• TASK: Without including any images, repeat the data exactly.

━━━━━ DATA PROVIDED

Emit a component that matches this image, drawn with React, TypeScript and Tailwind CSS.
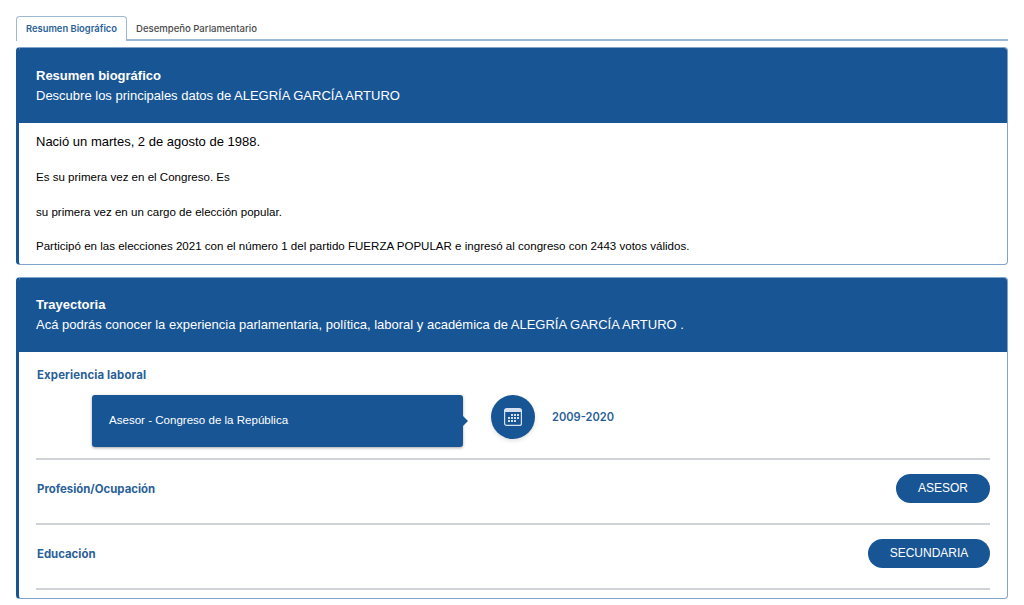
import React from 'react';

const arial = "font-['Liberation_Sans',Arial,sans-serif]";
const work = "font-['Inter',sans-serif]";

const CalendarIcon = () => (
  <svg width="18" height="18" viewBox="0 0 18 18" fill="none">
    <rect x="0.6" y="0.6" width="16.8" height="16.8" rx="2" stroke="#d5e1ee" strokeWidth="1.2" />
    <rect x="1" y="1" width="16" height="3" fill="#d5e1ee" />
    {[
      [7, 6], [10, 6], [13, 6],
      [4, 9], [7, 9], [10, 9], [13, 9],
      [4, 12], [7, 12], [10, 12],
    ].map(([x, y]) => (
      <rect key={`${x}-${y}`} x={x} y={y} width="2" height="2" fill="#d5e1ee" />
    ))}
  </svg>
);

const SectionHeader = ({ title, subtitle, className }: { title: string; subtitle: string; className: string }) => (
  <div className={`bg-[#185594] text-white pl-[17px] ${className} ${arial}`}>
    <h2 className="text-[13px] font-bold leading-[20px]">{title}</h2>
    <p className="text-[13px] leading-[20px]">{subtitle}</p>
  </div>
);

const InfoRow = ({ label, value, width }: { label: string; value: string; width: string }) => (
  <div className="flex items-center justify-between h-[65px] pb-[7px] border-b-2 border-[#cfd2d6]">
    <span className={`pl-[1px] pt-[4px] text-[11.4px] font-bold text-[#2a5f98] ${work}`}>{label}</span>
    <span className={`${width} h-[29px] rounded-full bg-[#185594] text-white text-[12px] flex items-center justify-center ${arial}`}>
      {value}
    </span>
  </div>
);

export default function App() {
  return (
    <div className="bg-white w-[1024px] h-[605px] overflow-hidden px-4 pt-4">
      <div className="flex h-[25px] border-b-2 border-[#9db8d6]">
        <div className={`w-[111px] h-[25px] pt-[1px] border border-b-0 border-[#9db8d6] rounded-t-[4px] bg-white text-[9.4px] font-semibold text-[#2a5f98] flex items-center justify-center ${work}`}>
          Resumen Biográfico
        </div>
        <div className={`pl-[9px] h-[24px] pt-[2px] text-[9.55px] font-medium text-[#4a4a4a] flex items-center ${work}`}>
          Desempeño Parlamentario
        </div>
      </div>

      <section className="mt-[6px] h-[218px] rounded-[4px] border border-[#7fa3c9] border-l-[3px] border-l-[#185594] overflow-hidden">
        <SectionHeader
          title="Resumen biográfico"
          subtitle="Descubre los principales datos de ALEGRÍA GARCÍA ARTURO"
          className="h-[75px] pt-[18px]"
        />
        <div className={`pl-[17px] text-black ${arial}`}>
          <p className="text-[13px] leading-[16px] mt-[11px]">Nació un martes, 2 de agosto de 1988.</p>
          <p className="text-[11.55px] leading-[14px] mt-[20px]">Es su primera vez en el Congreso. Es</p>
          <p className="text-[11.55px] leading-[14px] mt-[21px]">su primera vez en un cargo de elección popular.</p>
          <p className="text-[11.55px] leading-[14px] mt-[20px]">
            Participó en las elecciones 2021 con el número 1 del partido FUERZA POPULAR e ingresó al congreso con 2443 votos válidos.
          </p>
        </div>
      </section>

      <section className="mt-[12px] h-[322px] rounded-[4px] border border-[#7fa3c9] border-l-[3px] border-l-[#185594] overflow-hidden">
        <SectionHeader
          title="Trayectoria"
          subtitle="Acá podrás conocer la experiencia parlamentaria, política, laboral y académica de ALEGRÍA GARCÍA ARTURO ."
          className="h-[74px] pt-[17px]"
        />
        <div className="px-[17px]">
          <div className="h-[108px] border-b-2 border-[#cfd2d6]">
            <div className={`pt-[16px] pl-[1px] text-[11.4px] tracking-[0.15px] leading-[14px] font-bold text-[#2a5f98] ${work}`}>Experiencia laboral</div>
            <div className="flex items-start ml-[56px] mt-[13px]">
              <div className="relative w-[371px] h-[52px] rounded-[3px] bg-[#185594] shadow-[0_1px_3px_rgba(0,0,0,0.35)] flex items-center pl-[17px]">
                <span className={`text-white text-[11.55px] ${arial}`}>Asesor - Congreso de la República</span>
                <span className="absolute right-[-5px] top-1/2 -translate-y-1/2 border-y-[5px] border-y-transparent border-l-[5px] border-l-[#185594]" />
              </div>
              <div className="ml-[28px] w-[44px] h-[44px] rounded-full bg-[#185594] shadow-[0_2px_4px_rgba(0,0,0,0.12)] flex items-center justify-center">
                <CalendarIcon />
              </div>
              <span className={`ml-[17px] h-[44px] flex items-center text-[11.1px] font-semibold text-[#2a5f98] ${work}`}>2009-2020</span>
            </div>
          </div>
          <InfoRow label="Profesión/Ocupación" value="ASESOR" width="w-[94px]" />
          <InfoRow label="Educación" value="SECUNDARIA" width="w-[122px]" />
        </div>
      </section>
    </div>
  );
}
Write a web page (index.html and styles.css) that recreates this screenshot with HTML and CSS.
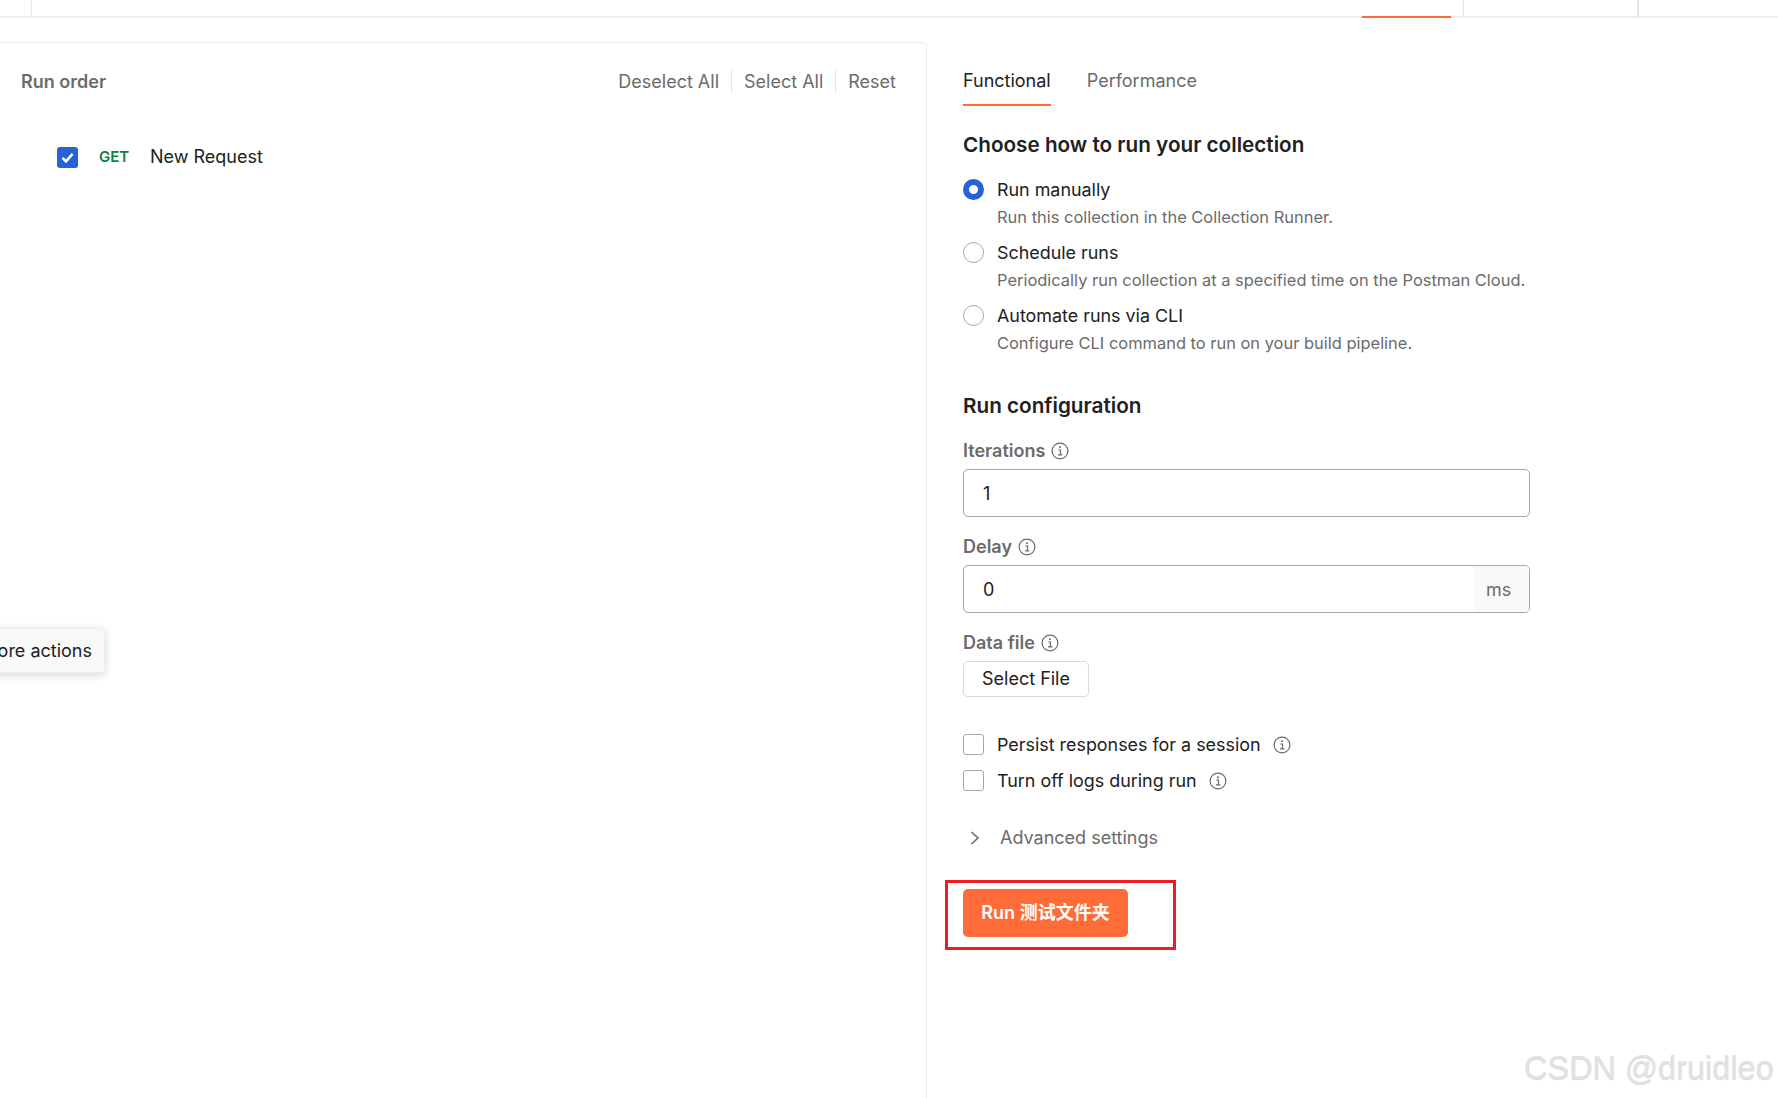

━━━━━━━━━━

• SOLUTION FOR THIS PROBLEM:
Emit a component that matches this image, drawn with React, TypeScript and Tailwind CSS.
import React from 'react';

const arial = "font-['Liberation_Sans',Arial,sans-serif]";
const work = "font-['Inter',sans-serif]";

const CalendarIcon = () => (
  <svg width="18" height="18" viewBox="0 0 18 18" fill="none">
    <rect x="0.6" y="0.6" width="16.8" height="16.8" rx="2" stroke="#d5e1ee" strokeWidth="1.2" />
    <rect x="1" y="1" width="16" height="3" fill="#d5e1ee" />
    {[
      [7, 6], [10, 6], [13, 6],
      [4, 9], [7, 9], [10, 9], [13, 9],
      [4, 12], [7, 12], [10, 12],
    ].map(([x, y]) => (
      <rect key={`${x}-${y}`} x={x} y={y} width="2" height="2" fill="#d5e1ee" />
    ))}
  </svg>
);

const SectionHeader = ({ title, subtitle, className }: { title: string; subtitle: string; className: string }) => (
  <div className={`bg-[#185594] text-white pl-[17px] ${className} ${arial}`}>
    <h2 className="text-[13px] font-bold leading-[20px]">{title}</h2>
    <p className="text-[13px] leading-[20px]">{subtitle}</p>
  </div>
);

const InfoRow = ({ label, value, width }: { label: string; value: string; width: string }) => (
  <div className="flex items-center justify-between h-[65px] pb-[7px] border-b-2 border-[#cfd2d6]">
    <span className={`pl-[1px] pt-[4px] text-[11.4px] font-bold text-[#2a5f98] ${work}`}>{label}</span>
    <span className={`${width} h-[29px] rounded-full bg-[#185594] text-white text-[12px] flex items-center justify-center ${arial}`}>
      {value}
    </span>
  </div>
);

export default function App() {
  return (
    <div className="bg-white w-[1024px] h-[605px] overflow-hidden px-4 pt-4">
      <div className="flex h-[25px] border-b-2 border-[#9db8d6]">
        <div className={`w-[111px] h-[25px] pt-[1px] border border-b-0 border-[#9db8d6] rounded-t-[4px] bg-white text-[9.4px] font-semibold text-[#2a5f98] flex items-center justify-center ${work}`}>
          Resumen Biográfico
        </div>
        <div className={`pl-[9px] h-[24px] pt-[2px] text-[9.55px] font-medium text-[#4a4a4a] flex items-center ${work}`}>
          Desempeño Parlamentario
        </div>
      </div>

      <section className="mt-[6px] h-[218px] rounded-[4px] border border-[#7fa3c9] border-l-[3px] border-l-[#185594] overflow-hidden">
        <SectionHeader
          title="Resumen biográfico"
          subtitle="Descubre los principales datos de ALEGRÍA GARCÍA ARTURO"
          className="h-[75px] pt-[18px]"
        />
        <div className={`pl-[17px] text-black ${arial}`}>
          <p className="text-[13px] leading-[16px] mt-[11px]">Nació un martes, 2 de agosto de 1988.</p>
          <p className="text-[11.55px] leading-[14px] mt-[20px]">Es su primera vez en el Congreso. Es</p>
          <p className="text-[11.55px] leading-[14px] mt-[21px]">su primera vez en un cargo de elección popular.</p>
          <p className="text-[11.55px] leading-[14px] mt-[20px]">
            Participó en las elecciones 2021 con el número 1 del partido FUERZA POPULAR e ingresó al congreso con 2443 votos válidos.
          </p>
        </div>
      </section>

      <section className="mt-[12px] h-[322px] rounded-[4px] border border-[#7fa3c9] border-l-[3px] border-l-[#185594] overflow-hidden">
        <SectionHeader
          title="Trayectoria"
          subtitle="Acá podrás conocer la experiencia parlamentaria, política, laboral y académica de ALEGRÍA GARCÍA ARTURO ."
          className="h-[74px] pt-[17px]"
        />
        <div className="px-[17px]">
          <div className="h-[108px] border-b-2 border-[#cfd2d6]">
            <div className={`pt-[16px] pl-[1px] text-[11.4px] tracking-[0.15px] leading-[14px] font-bold text-[#2a5f98] ${work}`}>Experiencia laboral</div>
            <div className="flex items-start ml-[56px] mt-[13px]">
              <div className="relative w-[371px] h-[52px] rounded-[3px] bg-[#185594] shadow-[0_1px_3px_rgba(0,0,0,0.35)] flex items-center pl-[17px]">
                <span className={`text-white text-[11.55px] ${arial}`}>Asesor - Congreso de la República</span>
                <span className="absolute right-[-5px] top-1/2 -translate-y-1/2 border-y-[5px] border-y-transparent border-l-[5px] border-l-[#185594]" />
              </div>
              <div className="ml-[28px] w-[44px] h-[44px] rounded-full bg-[#185594] shadow-[0_2px_4px_rgba(0,0,0,0.12)] flex items-center justify-center">
                <CalendarIcon />
              </div>
              <span className={`ml-[17px] h-[44px] flex items-center text-[11.1px] font-semibold text-[#2a5f98] ${work}`}>2009-2020</span>
            </div>
          </div>
          <InfoRow label="Profesión/Ocupación" value="ASESOR" width="w-[94px]" />
          <InfoRow label="Educación" value="SECUNDARIA" width="w-[122px]" />
        </div>
      </section>
    </div>
  );
}
Write a web page (index.html and styles.css) that recreates this screenshot with HTML and CSS.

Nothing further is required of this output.